Ads increasingly inundate public places
For other agencies that oversee public spaces, advertisements offer a way to deal with growing costs, including post-9/11 security measures. The Port Authority of New York and New Jersey, which operates the region's airports and other transportation facilities, said it has spent $2.3 billion on security investments alone since the Sept. 11, 2001 attacks. The ads on the George Washington Bridge for insurer Geico, which were scrapped, would have generated $3.2 million over two years.
“Our aim was to try to offset very high security and operating costs without having to pass that on to the customer,” said Port Authority spokesman Tony Ciavolella.
Lee Halladay, president of Signs of Support Mid-Atlantic, said more municipalities are showing interest in her business, which puts ads on city vehicles.
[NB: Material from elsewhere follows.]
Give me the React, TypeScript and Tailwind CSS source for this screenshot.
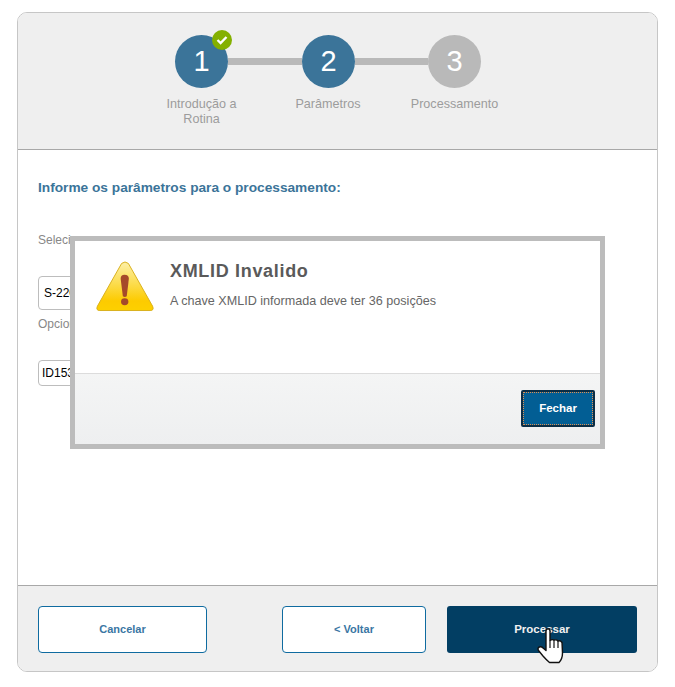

The money has been used for things like buying additional vehicles or boosting parks and recreation budgets.
Ads on city cars and trucks may be less obtrusive to residents than, say, an ad on a bus stop right outside someone’s house, said.
“They’re not sort of being lambasted with it in their neighborhood,” she said.
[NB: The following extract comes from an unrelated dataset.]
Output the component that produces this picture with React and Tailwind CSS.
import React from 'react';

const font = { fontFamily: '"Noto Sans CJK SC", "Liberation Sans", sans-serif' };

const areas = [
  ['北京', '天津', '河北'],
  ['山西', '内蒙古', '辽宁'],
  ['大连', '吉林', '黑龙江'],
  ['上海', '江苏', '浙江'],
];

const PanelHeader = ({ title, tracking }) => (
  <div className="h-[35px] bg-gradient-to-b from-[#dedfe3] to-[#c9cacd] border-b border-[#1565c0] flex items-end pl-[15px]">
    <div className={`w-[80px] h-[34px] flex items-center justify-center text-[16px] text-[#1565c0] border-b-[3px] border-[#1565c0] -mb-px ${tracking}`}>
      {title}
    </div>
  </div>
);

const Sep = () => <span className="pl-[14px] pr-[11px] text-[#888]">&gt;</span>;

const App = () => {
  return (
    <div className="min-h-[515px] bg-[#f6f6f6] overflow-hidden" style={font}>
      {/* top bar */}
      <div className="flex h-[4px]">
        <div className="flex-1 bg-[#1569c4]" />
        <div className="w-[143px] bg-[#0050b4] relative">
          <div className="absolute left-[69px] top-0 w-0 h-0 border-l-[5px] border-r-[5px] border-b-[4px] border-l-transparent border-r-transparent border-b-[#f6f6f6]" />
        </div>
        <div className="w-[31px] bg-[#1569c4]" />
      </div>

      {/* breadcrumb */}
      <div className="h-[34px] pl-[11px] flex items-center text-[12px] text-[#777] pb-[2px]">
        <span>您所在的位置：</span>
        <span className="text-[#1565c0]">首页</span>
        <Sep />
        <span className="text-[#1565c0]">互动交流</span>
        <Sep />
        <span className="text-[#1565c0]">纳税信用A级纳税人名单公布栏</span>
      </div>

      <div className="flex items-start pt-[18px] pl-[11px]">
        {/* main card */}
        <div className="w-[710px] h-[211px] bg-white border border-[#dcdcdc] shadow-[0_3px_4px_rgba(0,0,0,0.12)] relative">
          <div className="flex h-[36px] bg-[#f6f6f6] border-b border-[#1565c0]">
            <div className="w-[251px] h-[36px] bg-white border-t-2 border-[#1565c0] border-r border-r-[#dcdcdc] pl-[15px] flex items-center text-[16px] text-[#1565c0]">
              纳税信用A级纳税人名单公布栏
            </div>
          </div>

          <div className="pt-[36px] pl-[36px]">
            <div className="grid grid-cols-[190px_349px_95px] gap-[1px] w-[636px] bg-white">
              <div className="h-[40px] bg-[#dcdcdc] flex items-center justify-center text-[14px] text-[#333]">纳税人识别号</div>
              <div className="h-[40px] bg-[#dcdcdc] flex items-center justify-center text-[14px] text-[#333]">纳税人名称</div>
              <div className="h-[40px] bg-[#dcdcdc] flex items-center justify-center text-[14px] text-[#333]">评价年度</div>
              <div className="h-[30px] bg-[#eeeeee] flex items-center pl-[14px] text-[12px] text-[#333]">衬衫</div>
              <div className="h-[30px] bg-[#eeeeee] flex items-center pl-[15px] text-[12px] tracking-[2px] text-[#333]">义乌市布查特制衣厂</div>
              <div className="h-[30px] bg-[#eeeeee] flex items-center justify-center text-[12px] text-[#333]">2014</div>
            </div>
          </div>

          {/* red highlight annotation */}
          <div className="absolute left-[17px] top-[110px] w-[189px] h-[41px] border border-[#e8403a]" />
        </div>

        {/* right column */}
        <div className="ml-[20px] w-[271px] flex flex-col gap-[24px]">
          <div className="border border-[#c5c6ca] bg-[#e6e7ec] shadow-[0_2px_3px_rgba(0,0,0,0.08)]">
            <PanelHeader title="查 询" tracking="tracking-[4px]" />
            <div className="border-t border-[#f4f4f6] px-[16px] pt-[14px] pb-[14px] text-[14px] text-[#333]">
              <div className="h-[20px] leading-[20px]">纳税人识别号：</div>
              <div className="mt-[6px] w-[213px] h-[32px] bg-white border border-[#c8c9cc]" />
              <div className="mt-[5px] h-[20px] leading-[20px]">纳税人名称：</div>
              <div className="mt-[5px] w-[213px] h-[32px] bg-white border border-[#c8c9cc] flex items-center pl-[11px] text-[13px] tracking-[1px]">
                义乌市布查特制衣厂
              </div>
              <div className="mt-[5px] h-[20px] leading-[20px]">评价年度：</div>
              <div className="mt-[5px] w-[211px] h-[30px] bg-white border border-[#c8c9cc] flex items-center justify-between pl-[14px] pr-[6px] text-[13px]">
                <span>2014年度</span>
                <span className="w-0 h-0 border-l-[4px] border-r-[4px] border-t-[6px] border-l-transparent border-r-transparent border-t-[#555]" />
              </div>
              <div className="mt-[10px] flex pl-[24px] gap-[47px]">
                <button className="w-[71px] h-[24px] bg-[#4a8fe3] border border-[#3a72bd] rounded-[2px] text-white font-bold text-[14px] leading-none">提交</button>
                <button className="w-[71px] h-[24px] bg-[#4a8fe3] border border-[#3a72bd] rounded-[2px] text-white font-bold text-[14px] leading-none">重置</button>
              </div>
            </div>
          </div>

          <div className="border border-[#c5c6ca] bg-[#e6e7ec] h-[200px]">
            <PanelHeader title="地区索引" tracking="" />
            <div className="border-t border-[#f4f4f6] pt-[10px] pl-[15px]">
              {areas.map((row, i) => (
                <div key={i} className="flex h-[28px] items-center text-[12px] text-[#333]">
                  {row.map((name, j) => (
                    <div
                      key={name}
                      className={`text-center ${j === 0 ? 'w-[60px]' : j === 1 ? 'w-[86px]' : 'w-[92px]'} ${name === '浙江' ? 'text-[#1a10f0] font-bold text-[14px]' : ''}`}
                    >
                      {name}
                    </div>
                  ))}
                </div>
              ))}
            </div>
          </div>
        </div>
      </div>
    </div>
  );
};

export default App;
In King County, Washington, which includes Seattle, 25 of the county’s approximately 1,300 buses were “wrapped” in ads that covered most of the bus in 2006. The ads brought in about $740,000, or 12 percent of total revenue from transit advertising, said Sharron Shinbo, program project manager with King County Metro.
But in November, after rider complaints, King County officials decided to stop allowing ads that cover the windows. The ads will be eliminated beginning in 2008.
Shinbo said very few people complained. Still, she noted that while people seem more willing to tolerate a big billboard or other outdoor advertisements, to many a public service like the bus system is a different matter.
“I think there’s an ownership of public transportation that they feel,” Shinbo said. “People don’t feel like they own the billboards, but they feel like they own the bus system.”
Smith, of Yankelovich, expects companies to continue to try to push their marketing messages into unconventional places, even though some will result in public outcry.
Still, he argues that some of those campaigns will fail to draw in new business because customers these days are looking for more control of the content they see and don’t want to be inundated with a message they didn’t choose.
The risk, he said, is that those advertisers will just end up contributing more clutter to an environment already crowded with marketing messages — which consumers are getting increasingly good at simply ignoring.